Excerpted records ▸
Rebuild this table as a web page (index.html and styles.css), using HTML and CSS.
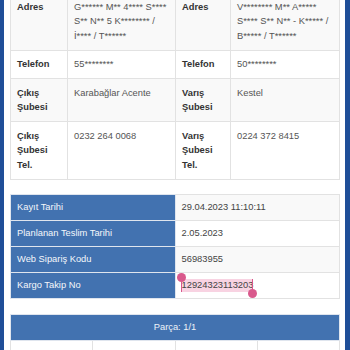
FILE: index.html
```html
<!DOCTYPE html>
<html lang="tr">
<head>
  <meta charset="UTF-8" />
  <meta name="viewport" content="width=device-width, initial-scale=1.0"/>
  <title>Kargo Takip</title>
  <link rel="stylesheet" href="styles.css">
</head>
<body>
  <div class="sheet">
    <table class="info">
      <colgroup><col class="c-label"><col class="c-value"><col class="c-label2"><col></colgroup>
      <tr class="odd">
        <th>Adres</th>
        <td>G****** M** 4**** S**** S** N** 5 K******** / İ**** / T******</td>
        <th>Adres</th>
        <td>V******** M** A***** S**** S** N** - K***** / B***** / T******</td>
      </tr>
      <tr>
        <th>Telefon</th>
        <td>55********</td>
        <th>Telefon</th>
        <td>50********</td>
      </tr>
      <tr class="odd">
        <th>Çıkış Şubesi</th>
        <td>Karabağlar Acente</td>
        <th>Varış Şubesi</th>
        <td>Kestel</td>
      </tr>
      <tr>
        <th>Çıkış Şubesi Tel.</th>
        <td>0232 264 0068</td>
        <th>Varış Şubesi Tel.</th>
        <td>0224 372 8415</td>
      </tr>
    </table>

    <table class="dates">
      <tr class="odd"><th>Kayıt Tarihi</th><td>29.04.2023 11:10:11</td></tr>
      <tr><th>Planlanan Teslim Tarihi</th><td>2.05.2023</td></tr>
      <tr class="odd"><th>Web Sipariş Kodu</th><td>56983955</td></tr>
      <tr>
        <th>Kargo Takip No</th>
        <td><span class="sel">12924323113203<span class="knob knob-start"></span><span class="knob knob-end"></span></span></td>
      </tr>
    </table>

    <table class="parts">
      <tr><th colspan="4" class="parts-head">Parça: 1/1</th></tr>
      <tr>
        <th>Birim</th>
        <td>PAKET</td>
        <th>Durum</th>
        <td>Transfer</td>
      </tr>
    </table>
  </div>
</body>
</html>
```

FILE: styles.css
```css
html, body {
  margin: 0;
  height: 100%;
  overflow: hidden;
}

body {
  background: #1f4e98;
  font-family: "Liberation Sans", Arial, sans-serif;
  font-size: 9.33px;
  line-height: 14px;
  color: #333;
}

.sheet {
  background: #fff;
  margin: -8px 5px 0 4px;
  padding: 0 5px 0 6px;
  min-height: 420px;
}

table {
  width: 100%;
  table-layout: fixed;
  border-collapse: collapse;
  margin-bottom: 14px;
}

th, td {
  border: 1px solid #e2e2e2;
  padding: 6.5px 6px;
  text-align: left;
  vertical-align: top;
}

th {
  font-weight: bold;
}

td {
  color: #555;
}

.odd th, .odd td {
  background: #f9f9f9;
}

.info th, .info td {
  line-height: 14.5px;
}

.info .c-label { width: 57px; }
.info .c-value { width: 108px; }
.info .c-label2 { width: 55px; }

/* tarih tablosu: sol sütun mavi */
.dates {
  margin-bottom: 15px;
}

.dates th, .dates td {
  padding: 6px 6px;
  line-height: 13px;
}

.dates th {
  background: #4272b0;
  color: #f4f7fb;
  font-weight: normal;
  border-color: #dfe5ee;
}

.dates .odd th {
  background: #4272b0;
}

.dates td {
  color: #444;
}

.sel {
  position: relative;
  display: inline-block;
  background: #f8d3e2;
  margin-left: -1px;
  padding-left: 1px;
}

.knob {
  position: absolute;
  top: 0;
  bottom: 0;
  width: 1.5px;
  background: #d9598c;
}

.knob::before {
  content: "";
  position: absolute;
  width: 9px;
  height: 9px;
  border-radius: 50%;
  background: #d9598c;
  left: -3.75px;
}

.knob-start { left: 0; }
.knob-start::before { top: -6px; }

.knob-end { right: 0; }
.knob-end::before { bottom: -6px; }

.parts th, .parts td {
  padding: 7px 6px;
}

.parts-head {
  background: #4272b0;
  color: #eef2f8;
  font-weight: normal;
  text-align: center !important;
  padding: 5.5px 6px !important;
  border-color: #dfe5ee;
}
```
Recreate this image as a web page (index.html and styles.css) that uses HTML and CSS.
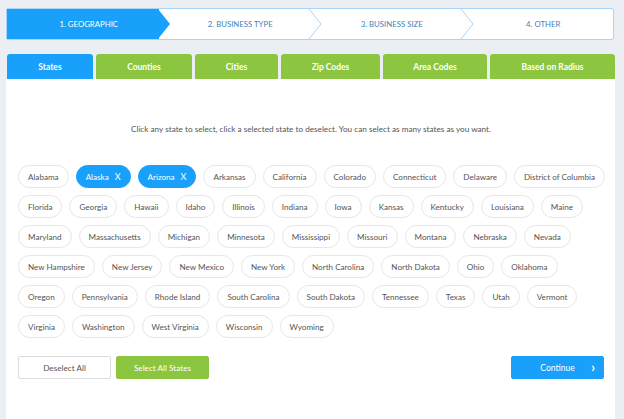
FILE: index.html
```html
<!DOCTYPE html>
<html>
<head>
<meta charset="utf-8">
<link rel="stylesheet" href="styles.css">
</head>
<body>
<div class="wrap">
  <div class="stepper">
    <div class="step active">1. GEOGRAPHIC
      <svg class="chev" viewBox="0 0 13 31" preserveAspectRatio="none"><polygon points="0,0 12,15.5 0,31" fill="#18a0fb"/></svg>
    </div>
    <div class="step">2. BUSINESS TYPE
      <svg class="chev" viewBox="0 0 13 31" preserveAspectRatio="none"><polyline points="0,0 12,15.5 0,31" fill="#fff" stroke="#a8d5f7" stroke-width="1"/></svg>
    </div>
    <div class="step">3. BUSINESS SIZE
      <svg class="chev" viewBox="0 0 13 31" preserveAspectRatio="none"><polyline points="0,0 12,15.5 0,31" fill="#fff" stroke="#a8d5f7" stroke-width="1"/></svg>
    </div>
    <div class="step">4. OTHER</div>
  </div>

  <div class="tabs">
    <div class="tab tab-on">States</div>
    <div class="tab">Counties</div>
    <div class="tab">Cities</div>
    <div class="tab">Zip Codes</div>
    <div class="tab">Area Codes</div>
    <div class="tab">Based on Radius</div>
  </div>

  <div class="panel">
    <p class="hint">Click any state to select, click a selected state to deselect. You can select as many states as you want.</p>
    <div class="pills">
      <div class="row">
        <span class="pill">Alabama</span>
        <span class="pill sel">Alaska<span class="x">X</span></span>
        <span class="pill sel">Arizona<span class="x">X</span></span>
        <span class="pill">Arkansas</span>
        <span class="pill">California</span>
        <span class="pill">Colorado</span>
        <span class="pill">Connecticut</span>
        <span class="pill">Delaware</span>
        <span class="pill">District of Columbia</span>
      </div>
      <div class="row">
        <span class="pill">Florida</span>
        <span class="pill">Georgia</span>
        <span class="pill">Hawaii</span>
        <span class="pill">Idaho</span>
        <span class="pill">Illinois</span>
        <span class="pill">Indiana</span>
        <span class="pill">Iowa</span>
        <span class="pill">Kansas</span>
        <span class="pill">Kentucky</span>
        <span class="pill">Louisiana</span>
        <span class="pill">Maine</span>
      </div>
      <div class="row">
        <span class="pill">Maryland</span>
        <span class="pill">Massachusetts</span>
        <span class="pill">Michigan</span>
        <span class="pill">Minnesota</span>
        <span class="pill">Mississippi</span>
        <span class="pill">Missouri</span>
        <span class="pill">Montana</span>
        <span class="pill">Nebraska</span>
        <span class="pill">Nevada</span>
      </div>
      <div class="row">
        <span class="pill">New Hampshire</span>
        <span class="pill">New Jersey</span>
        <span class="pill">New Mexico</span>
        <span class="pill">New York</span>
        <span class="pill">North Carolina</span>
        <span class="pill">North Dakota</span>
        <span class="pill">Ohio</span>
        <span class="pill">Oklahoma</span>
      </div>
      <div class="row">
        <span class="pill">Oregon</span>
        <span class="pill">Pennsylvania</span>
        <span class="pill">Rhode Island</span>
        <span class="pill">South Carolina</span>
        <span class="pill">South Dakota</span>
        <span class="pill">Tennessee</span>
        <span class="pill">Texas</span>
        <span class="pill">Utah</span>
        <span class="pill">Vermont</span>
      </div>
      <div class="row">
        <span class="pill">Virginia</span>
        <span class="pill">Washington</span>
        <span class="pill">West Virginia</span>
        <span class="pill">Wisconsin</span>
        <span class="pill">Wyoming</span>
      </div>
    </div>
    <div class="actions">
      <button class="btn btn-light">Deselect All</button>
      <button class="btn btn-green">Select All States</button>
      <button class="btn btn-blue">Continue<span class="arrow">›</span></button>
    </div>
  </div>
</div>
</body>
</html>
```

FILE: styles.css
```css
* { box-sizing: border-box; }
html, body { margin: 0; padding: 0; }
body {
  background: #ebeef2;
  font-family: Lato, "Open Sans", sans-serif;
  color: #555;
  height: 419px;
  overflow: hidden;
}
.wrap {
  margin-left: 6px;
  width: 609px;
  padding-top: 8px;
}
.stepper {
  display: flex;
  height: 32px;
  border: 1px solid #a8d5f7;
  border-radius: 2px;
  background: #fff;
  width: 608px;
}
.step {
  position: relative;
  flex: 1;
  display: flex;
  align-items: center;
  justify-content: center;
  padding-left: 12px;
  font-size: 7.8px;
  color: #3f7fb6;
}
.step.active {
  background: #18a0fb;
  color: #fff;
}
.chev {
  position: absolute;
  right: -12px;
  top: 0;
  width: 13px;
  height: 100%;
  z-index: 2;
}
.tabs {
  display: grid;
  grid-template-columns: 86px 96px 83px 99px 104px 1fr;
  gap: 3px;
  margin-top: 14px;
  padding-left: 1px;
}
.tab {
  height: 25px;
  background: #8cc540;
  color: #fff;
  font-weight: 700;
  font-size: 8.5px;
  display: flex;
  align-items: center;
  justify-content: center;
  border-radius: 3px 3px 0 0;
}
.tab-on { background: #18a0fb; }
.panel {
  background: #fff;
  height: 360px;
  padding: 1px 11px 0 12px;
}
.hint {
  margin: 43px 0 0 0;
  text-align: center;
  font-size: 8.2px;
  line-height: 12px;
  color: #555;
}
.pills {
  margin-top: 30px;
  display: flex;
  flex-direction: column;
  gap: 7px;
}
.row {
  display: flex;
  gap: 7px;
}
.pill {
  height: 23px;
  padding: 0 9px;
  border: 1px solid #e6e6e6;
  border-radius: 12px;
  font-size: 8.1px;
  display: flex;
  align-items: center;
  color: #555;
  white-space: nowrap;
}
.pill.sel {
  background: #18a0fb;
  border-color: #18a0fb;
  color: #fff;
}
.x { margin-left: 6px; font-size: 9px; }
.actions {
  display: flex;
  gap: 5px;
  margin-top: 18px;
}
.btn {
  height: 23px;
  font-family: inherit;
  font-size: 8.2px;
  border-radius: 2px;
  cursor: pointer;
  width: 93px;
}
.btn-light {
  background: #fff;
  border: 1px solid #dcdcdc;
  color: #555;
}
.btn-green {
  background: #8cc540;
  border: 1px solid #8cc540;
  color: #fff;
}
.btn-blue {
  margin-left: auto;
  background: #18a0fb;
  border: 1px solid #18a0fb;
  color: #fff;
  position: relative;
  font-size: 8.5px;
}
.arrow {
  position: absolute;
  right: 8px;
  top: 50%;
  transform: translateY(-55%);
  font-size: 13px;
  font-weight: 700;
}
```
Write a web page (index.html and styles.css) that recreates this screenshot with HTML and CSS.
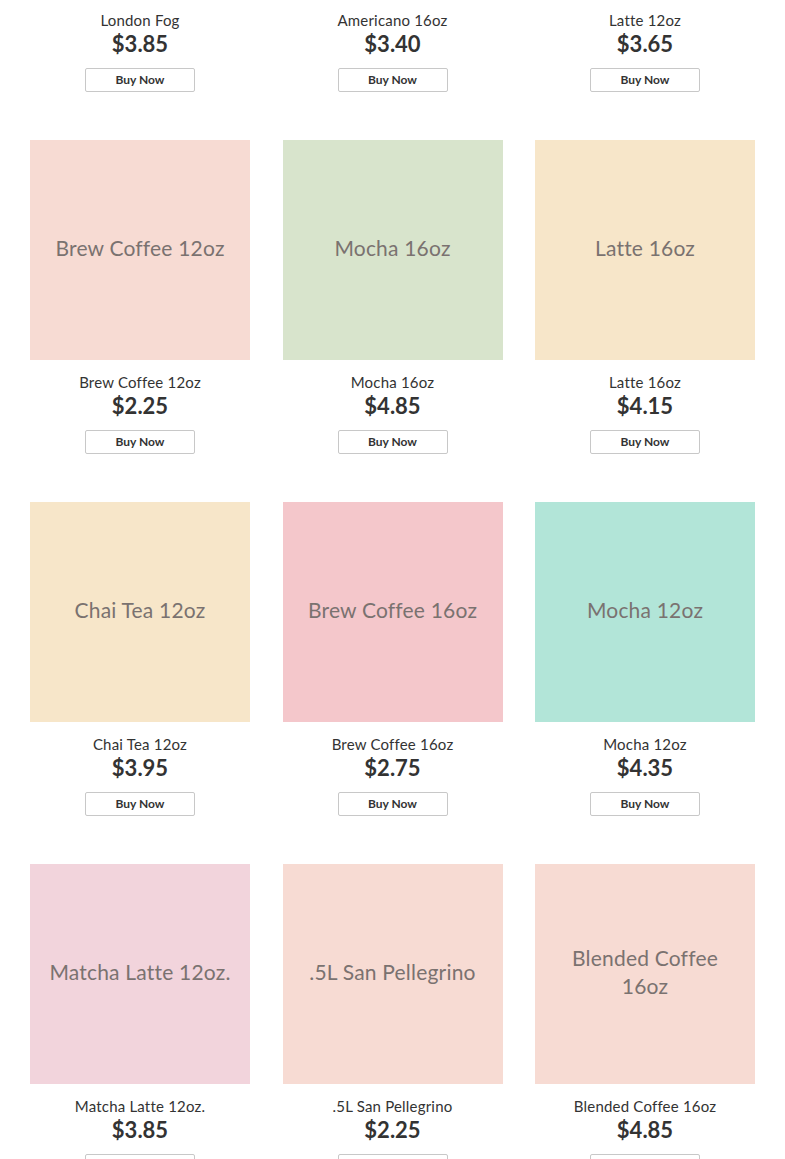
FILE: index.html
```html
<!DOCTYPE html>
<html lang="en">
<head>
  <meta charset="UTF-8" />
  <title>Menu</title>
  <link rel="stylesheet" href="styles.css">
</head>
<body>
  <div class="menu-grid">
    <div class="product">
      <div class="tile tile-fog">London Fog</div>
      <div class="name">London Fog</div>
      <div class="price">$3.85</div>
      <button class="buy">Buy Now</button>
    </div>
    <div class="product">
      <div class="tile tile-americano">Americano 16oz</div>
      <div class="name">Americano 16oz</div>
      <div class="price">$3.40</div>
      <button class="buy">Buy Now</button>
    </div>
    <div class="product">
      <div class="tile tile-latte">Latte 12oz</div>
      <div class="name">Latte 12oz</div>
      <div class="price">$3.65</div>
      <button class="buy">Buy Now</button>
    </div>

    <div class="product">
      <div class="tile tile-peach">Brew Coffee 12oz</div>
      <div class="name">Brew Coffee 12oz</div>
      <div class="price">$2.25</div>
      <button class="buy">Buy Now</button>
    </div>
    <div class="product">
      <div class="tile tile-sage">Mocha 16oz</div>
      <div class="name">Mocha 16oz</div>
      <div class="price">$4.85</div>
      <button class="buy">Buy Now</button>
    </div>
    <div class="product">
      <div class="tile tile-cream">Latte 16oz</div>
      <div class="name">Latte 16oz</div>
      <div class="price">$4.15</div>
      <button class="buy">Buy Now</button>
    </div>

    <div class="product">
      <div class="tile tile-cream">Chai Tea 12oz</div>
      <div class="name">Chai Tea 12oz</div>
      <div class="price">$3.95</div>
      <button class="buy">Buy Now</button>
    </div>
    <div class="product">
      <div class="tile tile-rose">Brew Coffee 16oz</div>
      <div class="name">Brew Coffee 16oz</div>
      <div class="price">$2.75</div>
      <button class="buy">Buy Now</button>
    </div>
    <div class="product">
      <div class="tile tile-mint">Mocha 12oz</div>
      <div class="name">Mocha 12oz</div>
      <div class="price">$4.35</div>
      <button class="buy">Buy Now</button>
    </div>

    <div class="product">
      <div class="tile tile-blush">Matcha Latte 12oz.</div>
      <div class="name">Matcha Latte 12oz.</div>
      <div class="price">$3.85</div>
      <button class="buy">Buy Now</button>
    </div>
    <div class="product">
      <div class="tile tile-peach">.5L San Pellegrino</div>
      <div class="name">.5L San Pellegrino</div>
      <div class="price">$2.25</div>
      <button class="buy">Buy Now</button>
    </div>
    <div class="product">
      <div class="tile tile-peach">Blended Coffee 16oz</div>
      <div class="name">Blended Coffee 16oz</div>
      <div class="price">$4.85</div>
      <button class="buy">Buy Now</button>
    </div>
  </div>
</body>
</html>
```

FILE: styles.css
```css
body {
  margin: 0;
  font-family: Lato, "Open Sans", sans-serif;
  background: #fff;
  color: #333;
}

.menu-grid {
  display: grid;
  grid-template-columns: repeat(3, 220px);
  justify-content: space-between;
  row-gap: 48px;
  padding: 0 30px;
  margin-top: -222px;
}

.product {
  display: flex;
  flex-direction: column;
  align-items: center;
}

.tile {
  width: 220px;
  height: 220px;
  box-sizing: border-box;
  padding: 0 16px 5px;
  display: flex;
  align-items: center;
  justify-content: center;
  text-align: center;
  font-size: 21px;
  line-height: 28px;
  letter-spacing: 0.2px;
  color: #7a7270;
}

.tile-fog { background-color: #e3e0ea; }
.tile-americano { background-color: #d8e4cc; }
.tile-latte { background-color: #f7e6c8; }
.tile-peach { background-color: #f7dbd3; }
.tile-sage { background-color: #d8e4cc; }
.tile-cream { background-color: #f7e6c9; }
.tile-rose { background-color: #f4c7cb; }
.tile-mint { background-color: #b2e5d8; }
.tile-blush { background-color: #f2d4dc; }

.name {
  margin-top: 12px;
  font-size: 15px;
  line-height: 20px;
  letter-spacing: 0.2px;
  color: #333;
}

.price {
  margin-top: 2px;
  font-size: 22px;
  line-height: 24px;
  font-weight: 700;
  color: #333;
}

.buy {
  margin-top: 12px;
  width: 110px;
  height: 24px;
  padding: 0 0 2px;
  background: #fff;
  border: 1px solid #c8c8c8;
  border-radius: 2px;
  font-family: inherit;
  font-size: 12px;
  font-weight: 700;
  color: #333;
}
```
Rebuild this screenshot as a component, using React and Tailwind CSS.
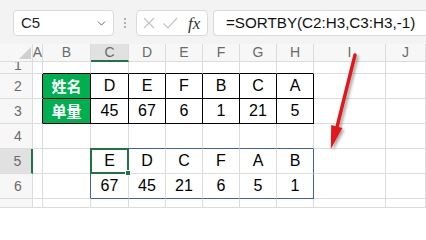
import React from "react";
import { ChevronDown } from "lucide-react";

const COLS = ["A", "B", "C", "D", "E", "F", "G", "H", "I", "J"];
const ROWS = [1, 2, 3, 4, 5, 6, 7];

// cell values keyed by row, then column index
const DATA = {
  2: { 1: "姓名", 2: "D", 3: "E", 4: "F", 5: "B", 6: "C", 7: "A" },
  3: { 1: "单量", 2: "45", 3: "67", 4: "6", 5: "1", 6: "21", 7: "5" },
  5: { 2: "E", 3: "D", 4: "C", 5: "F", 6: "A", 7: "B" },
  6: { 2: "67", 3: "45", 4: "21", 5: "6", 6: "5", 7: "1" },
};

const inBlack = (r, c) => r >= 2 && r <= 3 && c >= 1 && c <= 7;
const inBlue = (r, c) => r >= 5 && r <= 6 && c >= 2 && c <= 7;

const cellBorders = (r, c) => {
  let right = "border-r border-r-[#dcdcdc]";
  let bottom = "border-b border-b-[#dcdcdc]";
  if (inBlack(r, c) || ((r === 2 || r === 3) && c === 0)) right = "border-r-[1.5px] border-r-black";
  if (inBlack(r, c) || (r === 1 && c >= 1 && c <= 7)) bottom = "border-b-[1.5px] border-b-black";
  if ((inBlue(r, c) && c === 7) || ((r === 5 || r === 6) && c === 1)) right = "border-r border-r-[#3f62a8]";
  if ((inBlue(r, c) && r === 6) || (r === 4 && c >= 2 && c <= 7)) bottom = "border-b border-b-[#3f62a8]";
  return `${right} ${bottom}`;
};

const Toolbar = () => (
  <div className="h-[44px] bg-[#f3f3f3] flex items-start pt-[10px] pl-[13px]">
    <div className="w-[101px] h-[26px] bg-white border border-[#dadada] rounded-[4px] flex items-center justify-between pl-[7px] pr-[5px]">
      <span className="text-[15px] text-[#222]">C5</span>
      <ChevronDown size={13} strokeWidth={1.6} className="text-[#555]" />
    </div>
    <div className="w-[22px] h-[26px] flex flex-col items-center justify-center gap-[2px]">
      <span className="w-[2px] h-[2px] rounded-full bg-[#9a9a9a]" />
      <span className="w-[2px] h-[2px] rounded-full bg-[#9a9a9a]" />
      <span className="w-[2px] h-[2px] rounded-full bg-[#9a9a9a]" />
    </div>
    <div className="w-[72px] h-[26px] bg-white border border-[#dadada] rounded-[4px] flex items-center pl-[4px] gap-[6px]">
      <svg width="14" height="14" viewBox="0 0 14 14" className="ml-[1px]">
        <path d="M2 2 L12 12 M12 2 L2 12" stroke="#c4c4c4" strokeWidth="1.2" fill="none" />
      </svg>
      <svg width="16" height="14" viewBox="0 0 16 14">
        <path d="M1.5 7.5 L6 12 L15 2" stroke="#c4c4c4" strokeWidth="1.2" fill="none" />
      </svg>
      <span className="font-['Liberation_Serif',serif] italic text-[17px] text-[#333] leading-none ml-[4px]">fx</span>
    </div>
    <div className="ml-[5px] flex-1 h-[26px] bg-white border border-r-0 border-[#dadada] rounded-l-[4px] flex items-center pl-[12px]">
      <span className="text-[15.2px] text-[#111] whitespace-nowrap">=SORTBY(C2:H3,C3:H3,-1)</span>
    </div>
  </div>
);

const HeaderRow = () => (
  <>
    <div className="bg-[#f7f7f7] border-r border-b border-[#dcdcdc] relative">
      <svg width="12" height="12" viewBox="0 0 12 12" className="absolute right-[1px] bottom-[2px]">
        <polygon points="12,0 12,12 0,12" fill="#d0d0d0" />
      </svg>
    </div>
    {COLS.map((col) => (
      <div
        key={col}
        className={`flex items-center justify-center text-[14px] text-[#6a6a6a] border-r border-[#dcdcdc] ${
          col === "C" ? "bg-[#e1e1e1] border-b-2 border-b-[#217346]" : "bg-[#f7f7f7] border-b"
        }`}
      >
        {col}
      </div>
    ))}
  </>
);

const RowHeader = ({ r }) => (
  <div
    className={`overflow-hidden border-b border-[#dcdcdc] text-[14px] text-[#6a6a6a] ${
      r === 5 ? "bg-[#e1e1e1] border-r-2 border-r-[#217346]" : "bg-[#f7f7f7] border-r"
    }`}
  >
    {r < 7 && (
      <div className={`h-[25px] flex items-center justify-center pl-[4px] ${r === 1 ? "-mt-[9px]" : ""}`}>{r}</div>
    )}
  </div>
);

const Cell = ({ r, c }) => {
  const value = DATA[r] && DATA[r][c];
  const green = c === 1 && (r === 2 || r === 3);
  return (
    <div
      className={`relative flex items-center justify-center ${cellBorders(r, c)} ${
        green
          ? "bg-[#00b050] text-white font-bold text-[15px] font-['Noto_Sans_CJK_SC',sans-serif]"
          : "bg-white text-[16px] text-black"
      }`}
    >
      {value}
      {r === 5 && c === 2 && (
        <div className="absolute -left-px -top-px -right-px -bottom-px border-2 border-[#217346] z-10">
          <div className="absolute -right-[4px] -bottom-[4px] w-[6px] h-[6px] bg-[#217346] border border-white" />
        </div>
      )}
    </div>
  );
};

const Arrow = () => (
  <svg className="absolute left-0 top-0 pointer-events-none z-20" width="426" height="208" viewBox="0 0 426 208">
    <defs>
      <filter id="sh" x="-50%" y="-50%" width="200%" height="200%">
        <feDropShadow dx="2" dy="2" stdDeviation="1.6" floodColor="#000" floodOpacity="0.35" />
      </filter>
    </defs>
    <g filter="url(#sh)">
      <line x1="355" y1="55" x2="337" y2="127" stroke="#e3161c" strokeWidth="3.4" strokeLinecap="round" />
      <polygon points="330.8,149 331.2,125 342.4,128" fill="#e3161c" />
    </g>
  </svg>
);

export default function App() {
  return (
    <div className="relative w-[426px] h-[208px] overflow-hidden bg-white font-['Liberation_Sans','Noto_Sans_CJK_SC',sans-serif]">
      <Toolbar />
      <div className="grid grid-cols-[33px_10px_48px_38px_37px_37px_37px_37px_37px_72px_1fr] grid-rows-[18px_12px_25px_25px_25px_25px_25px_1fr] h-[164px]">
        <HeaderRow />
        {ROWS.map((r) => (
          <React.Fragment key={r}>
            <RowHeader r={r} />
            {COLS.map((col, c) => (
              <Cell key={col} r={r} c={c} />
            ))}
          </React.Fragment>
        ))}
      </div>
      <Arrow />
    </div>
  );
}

Goal of the exercise ▸ Leave the pictures out, then copy word for word only the lines from the one containing "Rebuild this screenshot" through the one containing "const inBlue = (r, c)", both included.

The output ▸
Rebuild this screenshot as a component, using React and Tailwind CSS.
import React from "react";
import { ChevronDown } from "lucide-react";

const COLS = ["A", "B", "C", "D", "E", "F", "G", "H", "I", "J"];
const ROWS = [1, 2, 3, 4, 5, 6, 7];

// cell values keyed by row, then column index
const DATA = {
  2: { 1: "姓名", 2: "D", 3: "E", 4: "F", 5: "B", 6: "C", 7: "A" },
  3: { 1: "单量", 2: "45", 3: "67", 4: "6", 5: "1", 6: "21", 7: "5" },
  5: { 2: "E", 3: "D", 4: "C", 5: "F", 6: "A", 7: "B" },
  6: { 2: "67", 3: "45", 4: "21", 5: "6", 6: "5", 7: "1" },
};

const inBlack = (r, c) => r >= 2 && r <= 3 && c >= 1 && c <= 7;
const inBlue = (r, c) => r >= 5 && r <= 6 && c >= 2 && c <= 7;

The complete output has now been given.